A flow crystal can have defects. A representation might crystallize imperfectly, i.e. it might contain mis-aligned domains or crystal defects. Defects degrade the resolution of the representation. Defects in an isolated crystal can be fixed by thermal methods like annealing. A more efficient way is coupling one crystal to a separate crystal of a similar type. In the real world one it would be thermodynamically easy (but physically difficult) to re-seed one crystal with lattice information from another, but a flow crystal's structure is contained in its low-entropy eigenmodes, vibrations which can be transmitted. (The vibrations might be transmitted directly by mechanical coupling, or indirectly by light or sound, whose coupling decreases as 1/r2). Because coupling two imperfect low-entropy structures lowers their collective entropy yet further, flow crystals benefit from one another's company; they can "heal" each other.

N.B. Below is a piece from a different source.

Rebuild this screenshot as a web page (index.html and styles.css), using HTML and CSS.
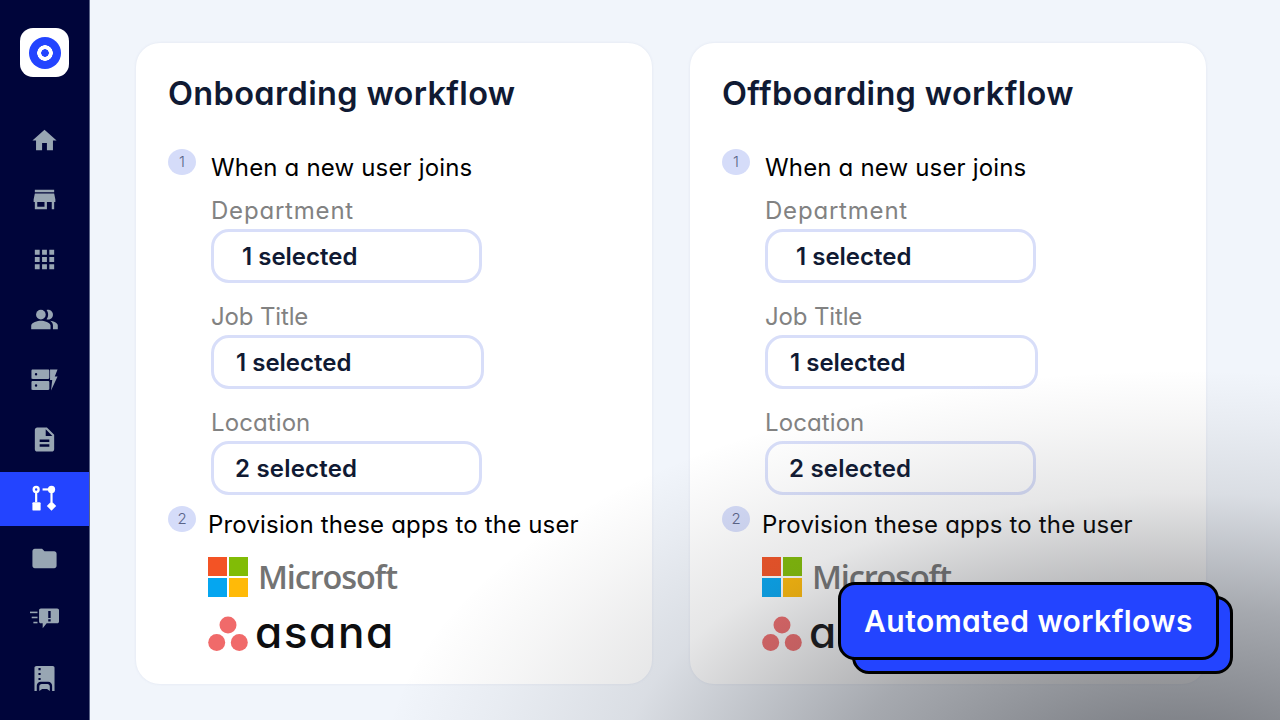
FILE: index.html
```html
<!DOCTYPE html>
<html lang="en">
<head>
  <meta charset="UTF-8">
  <title>Automated workflows</title>
  <link rel="stylesheet" href="styles.css">
</head>
<body>
  <div class="app">
    <nav class="sidebar">
      <div class="logo"><span class="logo-ring"></span></div>
      <ul class="nav">
        <li><svg viewBox="0 0 24 24"><path d="M10 20v-6h4v6h5v-8h3L12 3 2 12h3v8z"/></svg></li>
        <li><svg viewBox="0 0 24 24"><path d="M20 4H4v2h16V4zm1 10v-2l-1-5H4l-1 5v2h1v6h10v-6h4v6h2v-6h1zm-9 4H6v-4h6v4z"/></svg></li>
        <li><svg viewBox="0 0 24 24"><path d="M4 8h4V4H4v4zm6 12h4v-4h-4v4zm-6 0h4v-4H4v4zm0-6h4v-4H4v4zm6 0h4v-4h-4v4zm6-10v4h4V4h-4zm-6 4h4V4h-4v4zm6 6h4v-4h-4v4zm0 6h4v-4h-4v4z"/></svg></li>
        <li><svg viewBox="0 0 24 24"><path d="M16.67 13.13C18.04 14.06 19 15.32 19 17v3h4v-3c0-2.18-3.57-3.47-6.33-3.87z"/><circle cx="9" cy="8" r="4"/><path d="M15 12c2.21 0 4-1.79 4-4s-1.79-4-4-4c-.47 0-.91.1-1.33.24C14.5 5.27 15 6.58 15 8s-.5 2.73-1.33 3.76c.42.14.86.24 1.33.24zM9 13c-2.67 0-8 1.34-8 4v3h16v-3c0-2.66-5.33-4-8-4z"/></svg></li>
        <li><svg viewBox="0 0 24 24"><path fill-rule="evenodd" d="M2.200 3.800h12.800c.6 0 1 .4 1 1v5.800c0 .6-.4 1-1 1H2.200c-.6 0-1-.4-1-1V4.800c0-.6.4-1 1-1zm2.800 2.900a1 1 0 1 0 0 2 1 1 0 0 0 0-2zM2.200 13.300h12.800c.6 0 1 .4 1 1v5.400c0 .6-.4 1-1 1H2.200c-.6 0-1-.4-1-1v-5.400c0-.6.4-1 1-1zm2.800 2.700a1 1 0 1 0 0 2 1 1 0 0 0 0-2z"/><path d="M16.600 3.800H22.800l-2.300 5.700h2.300L17.400 21l1-8.500h-1.800z"/></svg></li>
        <li><svg viewBox="0 0 24 24"><path d="M14 2H6c-1.100 0-1.990.9-1.990 2L4 20c0 1.100.89 2 1.990 2H18c1.100 0 2-.9 2-2V8l-6-6zm2 16H8v-2h8v2zm0-4H8v-2h8v2zm-3-5V3.500L18.500 9H13z"/></svg></li>
        <li class="active"><svg viewBox="0 0 24 24"><path fill-rule="evenodd" d="M5.100 1.500a3 3 0 1 1 0 6 3 3 0 0 1 0-6zm0 2a1 1 0 1 0 0 2 1 1 0 0 0 0-2z"/><rect x="4.200" y="7" width="1.800" height="8"/><rect x="2" y="15" width="6.800" height="7" rx="1"/><rect x="10.400" y="3.600" width="6" height="1.800"/><circle cx="17.800" cy="4.500" r="3"/><rect x="16.900" y="6" width="1.800" height="9"/><path d="M17.800 14.300l3.900 3.900-3.900 3.900-3.900-3.900z"/></svg></li>
        <li><svg viewBox="0 0 24 24"><path d="M10 4H4c-1.100 0-1.990.9-1.990 2L2 18c0 1.100.9 2 2 2h16c1.100 0 2-.9 2-2V8c0-1.100-.9-2-2-2h-8l-2-2z"/></svg></li>
        <li><svg viewBox="0 0 24 24"><path fill-rule="evenodd" d="M9 3.700h13.500c.9 0 1.500.6 1.500 1.500v9.300c0 .9-.6 1.500-1.500 1.500h-8.700l-3.300 4v-4H9c-.9 0-1.500-.6-1.500-1.500V5.200c0-.9.6-1.500 1.500-1.500zM15.100 5.800v5.800h2V5.800zm0 6.800v1.900h2v-1.900z"/><rect x="0" y="6.300" width="6.200" height="1.300"/><rect x="1.400" y="10.500" width="4.800" height="1.300"/><rect x="2.800" y="14.700" width="3.400" height="1.300"/></svg></li>
        <li><svg viewBox="0 0 24 24"><path fill-rule="evenodd" d="M5.500 1.600h13.300c.9 0 1.500.7 1.500 1.500v19.200h-2v-4.300c0-1.900-1.400-3.300-3.200-3.300H8.800c-1.800 0-3.200 1.400-3.200 3.300v4.300h-1.900V3.100c0-.8.700-1.500 1.800-1.500zM7 3.300v1.800h1.800V3.300zm0 4.100v1.800h1.800V7.400zm0 4.100v1.800h1.800v-1.800z"/><path d="M7.700 22.300v-3.600c0-1.200.9-2.100 2-2.100h4.700c1.100 0 2 .9 2 2.100v3.600l-2.300-1.600H10z"/></svg></li>
      </ul>
    </nav>

    <main class="main">
      <section class="card">
        <h2>Onboarding workflow</h2>
        <div class="step">
          <span class="num">1</span>
          <p class="step-title">When a new user joins</p>
        </div>
        <div class="fields">
          <label class="dept">Department</label>
          <div class="select first">1 selected</div>
          <label class="job">Job Title</label>
          <div class="select wide">1 selected</div>
          <label>Location</label>
          <div class="select">2 selected</div>
        </div>
        <div class="step second">
          <span class="num">2</span>
          <p class="step-title">Provision these apps to the user</p>
        </div>
        <div class="apps">
          <div class="app-logo">
            <span class="ms-grid"><i class="r"></i><i class="g"></i><i class="b"></i><i class="y"></i></span>
            <span class="ms-name">Microsoft</span>
          </div>
          <div class="app-logo">
            <svg class="asana-mark" viewBox="0 0 40 36"><circle cx="20" cy="9" r="8.500"/><circle cx="8.700" cy="26.500" r="8.500"/><circle cx="31.300" cy="26.500" r="8.500"/></svg>
            <span class="asana-name">asana</span>
          </div>
        </div>
      </section>

      <section class="card">
        <h2>Offboarding workflow</h2>
        <div class="step">
          <span class="num">1</span>
          <p class="step-title">When a new user joins</p>
        </div>
        <div class="fields">
          <label class="dept">Department</label>
          <div class="select first">1 selected</div>
          <label class="job">Job Title</label>
          <div class="select wide">1 selected</div>
          <label>Location</label>
          <div class="select">2 selected</div>
        </div>
        <div class="step second">
          <span class="num">2</span>
          <p class="step-title">Provision these apps to the user</p>
        </div>
        <div class="apps">
          <div class="app-logo">
            <span class="ms-grid"><i class="r"></i><i class="g"></i><i class="b"></i><i class="y"></i></span>
            <span class="ms-name">Microsoft</span>
          </div>
          <div class="app-logo">
            <svg class="asana-mark" viewBox="0 0 40 36"><circle cx="20" cy="9" r="8.500"/><circle cx="8.700" cy="26.500" r="8.500"/><circle cx="31.300" cy="26.500" r="8.500"/></svg>
            <span class="asana-name">asana</span>
          </div>
        </div>
      </section>
    </main>

    <div class="shade"></div>
    <div class="badge">
      <div class="badge-back"></div>
      <div class="badge-front">Automated workflows</div>
    </div>
  </div>
</body>
</html>
```

FILE: styles.css
```css
* {
  box-sizing: border-box;
}
html, body {
  margin: 0;
  height: 100%;
  overflow: hidden;
}
body {
  font-family: "Inter", "Noto Sans", sans-serif;
  font-feature-settings: "cv11";
  background: #f1f5fb;
  color: #000;
}
.app {
  position: relative;
  display: flex;
  width: 1280px;
  height: 720px;
  overflow: hidden;
}

/* sidebar */
.sidebar {
  width: 90px;
  flex: none;
  background: #00053a;
  border-right: 1px solid #5a6488;
  padding-top: 28px;
}
.logo {
  width: 49px;
  height: 49px;
  margin-left: 20px;
  background: #fff;
  border-radius: 13px;
  display: flex;
  align-items: center;
  justify-content: center;
}
.logo-ring {
  width: 32px;
  height: 32px;
  border-radius: 50%;
  background: radial-gradient(circle, #2344ff 0 3.500px, #fff 4px 7.500px, #2344ff 8px);
}
.nav {
  list-style: none;
  margin: 36px 0 0;
  padding: 0;
  display: flex;
  flex-direction: column;
  gap: 5.830px;
}
.nav li {
  height: 54px;
  display: flex;
  align-items: center;
  justify-content: center;
}
.nav svg {
  width: 29px;
  height: 29px;
  fill: #98a6b3;
}
.nav li.active {
  background: #2344ff;
}
.nav li.active svg {
  fill: #fff;
}

/* cards */
.main {
  flex: 1;
  display: flex;
  gap: 38px;
  padding: 43px 0 36px 46px;
}
.card {
  width: 516px;
  height: 641px;
  background: #fff;
  border-radius: 24px;
  padding: 29px 32px 0;
  box-shadow: 0 0 3px rgba(160, 170, 200, 0.2);
}
h2 {
  margin: 0;
  font-size: 32.500px;
  line-height: 44px;
  font-weight: 600;
  color: #101a33;
  letter-spacing: 0.35px;
}
.step {
  display: flex;
  align-items: flex-start;
  margin-top: 33px;
}
.num {
  width: 28px;
  height: 26px;
  flex: none;
  border-radius: 50%;
  background: #d5dcf9;
  color: #5a6488;
  font-size: 15px;
  font-weight: 300;
  line-height: 25px;
  text-align: center;
}
.step-title {
  margin: 2px 0 0 15px;
  font-size: 24px;
  line-height: 34px;
  color: #000;
  letter-spacing: 0.17px;
}
.step.second {
  margin-top: 11px;
}
.step.second .step-title {
  margin-left: 12px;
}
.fields {
  padding-left: 43px;
}
.fields label {
  display: block;
  margin-top: 9px;
  font-size: 24px;
  line-height: 34px;
  color: #828282;
  letter-spacing: 0.1px;
}
.fields label.dept {
  letter-spacing: 0.8px;
}
.fields label.job {
  letter-spacing: -0.15px;
}
.select {
  width: 271px;
  height: 54px;
  margin-top: 1px;
  margin-bottom: 17px;
  padding-left: 21px;
  border: 3px solid #d8def9;
  border-radius: 18px;
  background: #fff;
  font-size: 24px;
  font-weight: 600;
  line-height: 50px;
  color: #101a33;
  letter-spacing: 0.2px;
}
.select:last-child {
  margin-bottom: 0;
}
.select.first {
  padding-left: 28px;
  letter-spacing: 0;
}
.select.wide {
  width: 273px;
  padding-left: 22px;
  letter-spacing: 0;
}
.fields .select + label {
  margin-top: 0;
}

/* app logos */
.apps {
  padding-left: 40px;
}
.app-logo {
  display: flex;
  align-items: center;
  height: 40px;
  margin-top: 15px;
}
.app-logo + .app-logo {
  margin-top: 17px;
}
.ms-grid {
  display: grid;
  grid-template-columns: 19px 19px;
  grid-auto-rows: 19px;
  gap: 2px;
  width: 40px;
}
.ms-grid i {
  display: block;
}
.ms-grid .r { background: #f35325; }
.ms-grid .g { background: #81bc06; }
.ms-grid .b { background: #05a6f0; }
.ms-grid .y { background: #ffba08; }
.ms-name {
  margin-left: 10px;
  padding-bottom: 2px;
  font-family: "Open Sans", sans-serif;
  font-size: 32.500px;
  font-weight: 600;
  letter-spacing: -1.150px;
  color: #737373;
}
.asana-mark {
  width: 40px;
  height: 36px;
  fill: #f06a6a;
}
.asana-name {
  margin-left: 7px;
  padding-bottom: 4px;
  font-size: 44px;
  font-weight: 500;
  line-height: 40px;
  letter-spacing: 1.600px;
  color: #0d0e10;
}

/* darkening over the bottom right corner */
.shade {
  position: absolute;
  inset: 0;
  pointer-events: none;
  background: radial-gradient(ellipse 800px 410px at 1180px 780px,
    rgba(62, 64, 70, 0.66) 0,
    rgba(62, 64, 70, 0.62) 15%,
    rgba(62, 64, 70, 0.42) 42%,
    rgba(62, 64, 70, 0.13) 70%,
    rgba(62, 64, 70, 0.05) 87%,
    rgba(62, 64, 70, 0) 100%);
}

/* floating label */
.badge {
  position: absolute;
  left: 838px;
  top: 582px;
  width: 395px;
  height: 92px;
}
.badge-back,
.badge-front {
  position: absolute;
  width: 381px;
  height: 78px;
  background: #2344ff;
  border: 3px solid #000;
  border-radius: 17px;
}
.badge-back {
  left: 14px;
  top: 14px;
}
.badge-front {
  left: 0;
  top: 0;
  color: #fff;
  font-size: 30px;
  font-weight: 600;
  line-height: 72px;
  letter-spacing: 0.45px;
  text-align: center;
}
```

Uncorrected defects will be cloaked. As with ordinary curve-fitting, a flow crystal's response to real-time inconsistencies must be a compromise between accommodating outliers vs. ignoring them. Likewise during learning (but at a much slower timescale), the crystal as a whole might accommodate and fix a defect in a crystal (the outlier) and thus heal it. But if the defect remains too stubborn, it will be ignored. In that case, smoothing will redirect spacetime flow around the defect, cloaking it to restore an apparent continuity. Paradoxically, the more effective a medium's continuity-enforcing mechanisms, the more effectively they render defects effectively invisible, like the retina's blind spot.